TASK → Where a line holds the string "table", return that line.
-- -- --
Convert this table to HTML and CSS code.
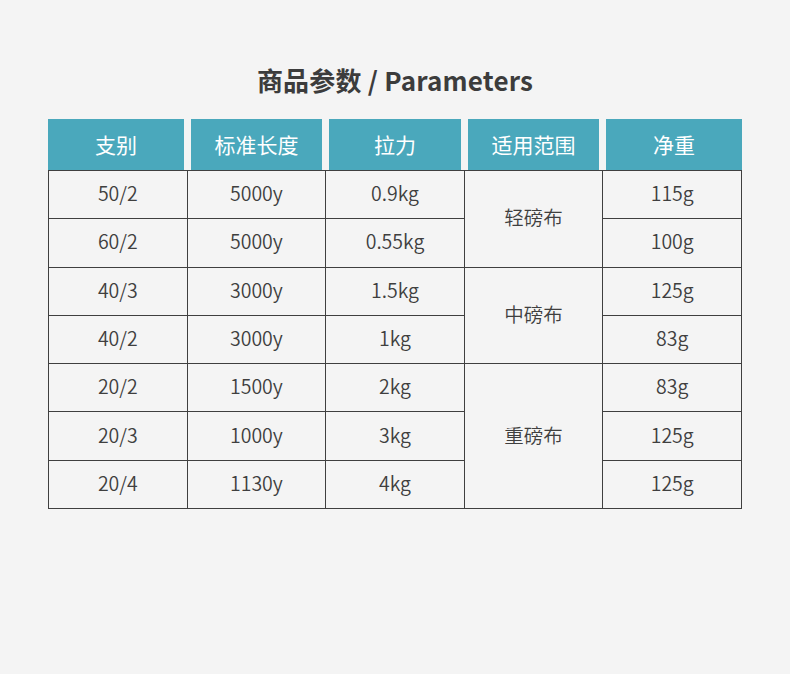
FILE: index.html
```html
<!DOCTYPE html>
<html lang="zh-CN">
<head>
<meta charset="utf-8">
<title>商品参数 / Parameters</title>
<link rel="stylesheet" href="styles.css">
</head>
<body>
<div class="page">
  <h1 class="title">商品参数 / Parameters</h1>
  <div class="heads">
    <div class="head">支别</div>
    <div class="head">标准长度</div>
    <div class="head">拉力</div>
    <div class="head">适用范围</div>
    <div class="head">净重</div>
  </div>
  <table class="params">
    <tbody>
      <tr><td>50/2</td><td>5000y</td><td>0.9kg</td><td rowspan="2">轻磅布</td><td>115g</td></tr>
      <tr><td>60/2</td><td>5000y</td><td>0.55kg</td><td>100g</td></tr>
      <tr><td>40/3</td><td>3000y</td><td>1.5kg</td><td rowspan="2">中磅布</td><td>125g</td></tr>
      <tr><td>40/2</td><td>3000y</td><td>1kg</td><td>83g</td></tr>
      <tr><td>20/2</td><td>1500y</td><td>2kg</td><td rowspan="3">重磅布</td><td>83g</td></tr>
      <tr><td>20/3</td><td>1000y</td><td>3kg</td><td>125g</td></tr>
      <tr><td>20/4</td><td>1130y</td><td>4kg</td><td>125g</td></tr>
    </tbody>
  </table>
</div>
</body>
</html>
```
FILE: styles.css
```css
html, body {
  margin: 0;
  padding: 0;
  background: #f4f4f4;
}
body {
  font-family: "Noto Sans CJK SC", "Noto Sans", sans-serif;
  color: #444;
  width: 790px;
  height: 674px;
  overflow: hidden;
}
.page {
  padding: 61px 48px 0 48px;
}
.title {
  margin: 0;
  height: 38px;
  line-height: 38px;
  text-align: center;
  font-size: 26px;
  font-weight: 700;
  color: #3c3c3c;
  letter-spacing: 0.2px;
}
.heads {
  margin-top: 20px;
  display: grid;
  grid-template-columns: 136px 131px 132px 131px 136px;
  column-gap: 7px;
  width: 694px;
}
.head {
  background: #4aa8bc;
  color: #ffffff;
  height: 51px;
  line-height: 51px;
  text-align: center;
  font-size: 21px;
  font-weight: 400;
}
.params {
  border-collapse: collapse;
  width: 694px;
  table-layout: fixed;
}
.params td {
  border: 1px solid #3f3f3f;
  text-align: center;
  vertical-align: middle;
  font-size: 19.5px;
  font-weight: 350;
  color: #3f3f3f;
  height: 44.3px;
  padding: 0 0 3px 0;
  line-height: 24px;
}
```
-- -- --
SOLUTION FOR THIS PROBLEM →
Convert this table to HTML and CSS code.
  <table class="params">
  </table>
  table-layout: fixed;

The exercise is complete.